Pienta: Jede Kommune kann eine solche Stelle einrichten, das Land bietet die Möglichkeit, sich um eine Förderung zu bewerben. NRW gehört mit diesem Konzept zu den Vorreitern, das Ziel ist eine solche Fachberatung flächendeckend aufzubauen.

Das klingt nach einem langwierigen Prozess.

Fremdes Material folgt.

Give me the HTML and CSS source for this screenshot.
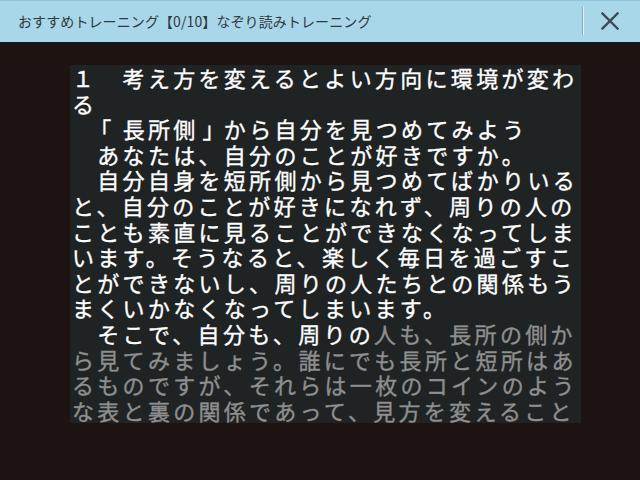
FILE: index.html
```html
<!DOCTYPE html>
<html lang="ja">
<head>
<meta charset="utf-8">
<link rel="stylesheet" href="styles.css">
</head>
<body>
<div class="app">
  <header class="bar">
    <div class="title">おすすめトレーニング【0/10】なぞり読みトレーニング</div>
    <div class="divider"></div>
    <button class="close" aria-label="閉じる">
      <svg width="18" height="18" viewBox="0 0 18 18"><path d="M1.5 1.5 L16.5 16.5 M16.5 1.5 L1.5 16.5" stroke="#3c4a52" stroke-width="2.4" stroke-linecap="square" fill="none"/></svg>
    </button>
  </header>
  <main class="stage">
    <div class="reader">
      <p class="line">１　考え方を変えるとよい方向に環境が変わる</p>
      <p class="line">　<span class="ob">「</span>長所側<span class="cb">」</span>から自分を見つめてみよう</p>
      <p class="line">　あなたは、自分のことが好きですか。</p>
      <p class="line">　自分自身を短所側から見つめてばかりいると、自分のことが好きになれず、周りの人のことも素直に見ることができなくなってしまいます。そうなると、楽しく毎日を過ごすことができないし、周りの人たちとの関係もうまくいかなくなってしまいます。</p>
      <p class="line">　そこで、自分も、周りの<span class="dim">人も、長所の側から見てみましょう。誰にでも長所と短所はあるものですが、それらは一枚のコインのような表と裏の関係であって、見方を変えることで、短所も長所に見えてきます。</span></p>
    </div>
  </main>
</div>
</body>
</html>
```

FILE: styles.css
```css
html, body {
  margin: 0;
  padding: 0;
  width: 640px;
  height: 480px;
  overflow: hidden;
  background: #1e1313;
}
.app {
  display: flex;
  flex-direction: column;
  width: 640px;
  height: 480px;
}
.bar {
  height: 44px;
  flex: 0 0 44px;
  box-sizing: border-box;
  border-top: 1px solid #8fc3da;
  border-bottom: 2px solid #16181a;
  background: #a9d7ea;
  display: flex;
  align-items: center;
  padding-left: 18px;
}
.title {
  flex: 1;
  font-family: "Noto Sans CJK JP", "Noto Sans", sans-serif;
  font-size: 14px;
  letter-spacing: 0.1px;
  color: #30383c;
  padding-bottom: 1px;
  text-spacing-trim: space-all;
}
.divider {
  width: 1px;
  height: 28px;
  background: #8aa9b6;
  box-shadow: 1px 0 0 #e4f3f9;
  margin-right: 18px;
  margin-bottom: 2px;
}
.close {
  width: 18px;
  height: 18px;
  padding: 0;
  border: 0;
  background: none;
  margin-right: 21px;
  margin-bottom: 2px;
  display: flex;
}
.stage {
  flex: 1;
  padding-top: 21px;
  padding-left: 70px;
}
.reader {
  width: 511px;
  height: 358px;
  box-sizing: border-box;
  padding-left: 2px;
  background: #1f2324;
  overflow: hidden;
  font-family: "Noto Sans CJK JP", sans-serif;
  font-size: 22px;
  letter-spacing: 3.3px;
  line-height: 25.6px;
  color: #ffffff;
  -webkit-text-stroke: 0.35px currentColor;
  text-spacing-trim: space-all;
}
.line {
  margin: 0;
}
.ob {
  margin-left: -8px;
  margin-right: 8px;
}
.cb {
  margin-left: 4px;
  margin-right: -4px;
}
.dim {
  color: #8f8f8f;
}
```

Pienta: Tatsächlich ist dies die Grundlage einer gesamtgesellschaftlichen Entwicklung. Langfristig sollen in solche Konzepte Kinder, Eltern, Erzieher, Schulen und Vereine eingebunden werden – wir brauchen ein Umdenken in der Gesellschaft. Aber auch die Städte müssen sich entwickeln, geschützte Räume schaffen, Tatgelegenheiten schon durch die Stadtplanung verhindern. Auch die Sozialen Medien stellen ein weiteres Risiko dar. Hier sehen Kinder vermeintliche Vorbilder, die sich über ihre Körper profilieren. Zugleich können potenzielle Täter hier Kontakt zu möglichen Opfern aufnehmen. Hier muss auch die Medienkompetenz der Eltern – etwa durch Elternabende – geschult werden. Wir müssen das Thema sexualisierte Gewalt an Kindern in all ihren Facetten in die Öffentlichkeit bringen. Darüber zu reden fällt vielen schwer – und diese Hürden abzubauen braucht Zeit. Wir stehen erst am Anfang.